Wolrdcoin, which was co-founded by Sam Altman, CEO of ChatGPT developer OpenAI, is an identity and cryptocurrency protocol that uses iris scans to verify users. The company has designed its own hardware, known as the Orb, to do so, and claims that the biometric data doesn't leave the device and is erased, unless users consent to Worldcoin holding onto it. After the project's launch in July, Orb-verified users could receive airdrops of the Worldcoin token.
In a TV interview on Wednesday morning, Eliud Owalo, Kenya's minister for the digital economy, said Worldcoin is lawful within the scope of the country's data-collection rules. Owalo also said that the Office of Data Protection Commissioner, or ODPC, was in contact with Worldcoin as far back as April, and had concluded that its activities comply with Kenya's data-protection laws.
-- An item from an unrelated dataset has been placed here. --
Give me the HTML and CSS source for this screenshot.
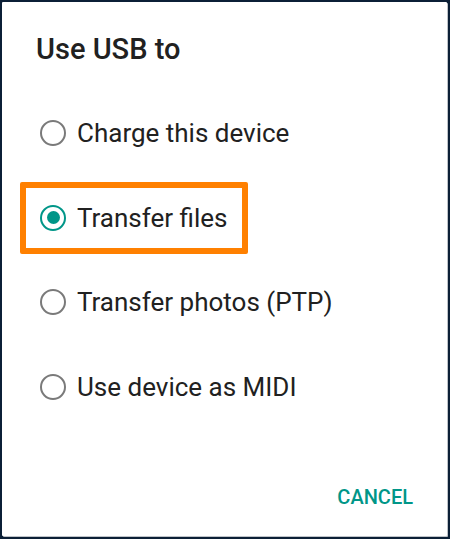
FILE: index.html
```html
<!DOCTYPE html>
<html>
<head>
<meta charset="utf-8">
<link rel="stylesheet" href="styles.css">
</head>
<body>
<div class="dialog">
  <h1 class="title">Use USB to</h1>
  <ul class="options">
    <li class="option"><span class="radio"></span><span class="label">Charge this device</span></li>
    <li class="option"><span class="highlight"><span class="radio checked"></span><span class="label">Transfer files</span></span></li>
    <li class="option"><span class="radio"></span><span class="label">Transfer photos (PTP)</span></li>
    <li class="option"><span class="radio"></span><span class="label">Use device as MIDI</span></li>
  </ul>
  <div class="actions"><span class="btn">CANCEL</span></div>
</div>
</body>
</html>
```
FILE: styles.css
```css
html, body {
  margin: 0;
  padding: 0;
  background: #0b1f36;
}
body {
  font-family: Roboto, "Noto Sans", sans-serif;
  width: 450px;
  height: 539px;
  overflow: hidden;
}
.dialog {
  margin: 2px 0 0 2px;
  width: 445px;
  height: 534px;
  background: #ffffff;
  box-shadow: 1px 1px 0 #bfc3c8;
  border-radius: 1px;
  display: flex;
  flex-direction: column;
  box-sizing: border-box;
  padding-top: 30px;
}
.title {
  margin: 0;
  padding-left: 34px;
  font-size: 29px;
  line-height: 34px;
  font-weight: 500;
  color: #212121;
}
.options {
  list-style: none;
  margin: 25px 0 0 0;
  padding: 0 0 0 38px;
}
.option {
  height: 84.5px;
  display: flex;
  align-items: center;
}
.highlight {
  display: flex;
  align-items: center;
  border: 6px solid #ff8000;
  border-radius: 2px;
  padding: 15px 14px 15px 14px;
  margin-left: -20px;
}
.radio {
  width: 26px;
  height: 26px;
  box-sizing: border-box;
  border: 2.5px solid #7a7a7a;
  border-radius: 50%;
  flex: none;
  position: relative;
}
.radio.checked {
  border-color: #009688;
}
.radio.checked::after {
  content: "";
  position: absolute;
  left: 50%;
  top: 50%;
  width: 13px;
  height: 13px;
  margin: -6.5px 0 0 -6.5px;
  border-radius: 50%;
  background: #009688;
}
.label {
  margin-left: 11px;
  font-size: 26px;
  line-height: 30px;
  color: #212121;
}
.actions {
  margin-top: auto;
  display: flex;
  justify-content: flex-end;
  padding: 0 34px 29px 0;
}
.btn {
  font-size: 20px;
  line-height: 20px;
  font-weight: 500;
  color: #009688;
}
```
"There could be security issues around it [Worldcoin]. There could be regulatory issues around it which we need to improve," but as far as the Data Protection Act of 2019 is concerned, "they were acting within the law," Owalo said.
Around the same time of the TV interview on Wednesday, Kenya's Ministry of the Interior said it suspended the project's operations in the country, citing concerns over financial security and data protection.
Authorities in the U.K., France and Germany are also looking into the project.
In Kenya and later on Wednesday, the ODPC, along with the Communications Authority, issued their own statement, saying that after a preliminary review, they found "a number of legitimate regulatory concerns" around the project. These include a lack of clarity of the security and storage of the sensitive data collected, obtaining consent in exchange for money "which borders on inducement" and the aggregation of massive amounts of citizen data in the hands of private actors.
For its part, the Worldcoin Foundation said that it stopped its operations in Kenya due to "crowd control" issues, despite the government entities' statements. Worldcoin said that during the pause of operations, it would work to make "more robust" crowd control measures and "work with local officials to increase understanding of the privacy measures and commitments Worldcoin implements," according to a statement given to CoinDesk.
“The demand for Worldcoin’s proof-of-personhood verification services in Kenya has been overwhelming, resulting in tens of thousands of individuals waiting in lines over a two-day period to secure a World ID. Out of an abundance of caution and in an effort to mitigate crowd volume, verification services have been temporarily paused," the statement said.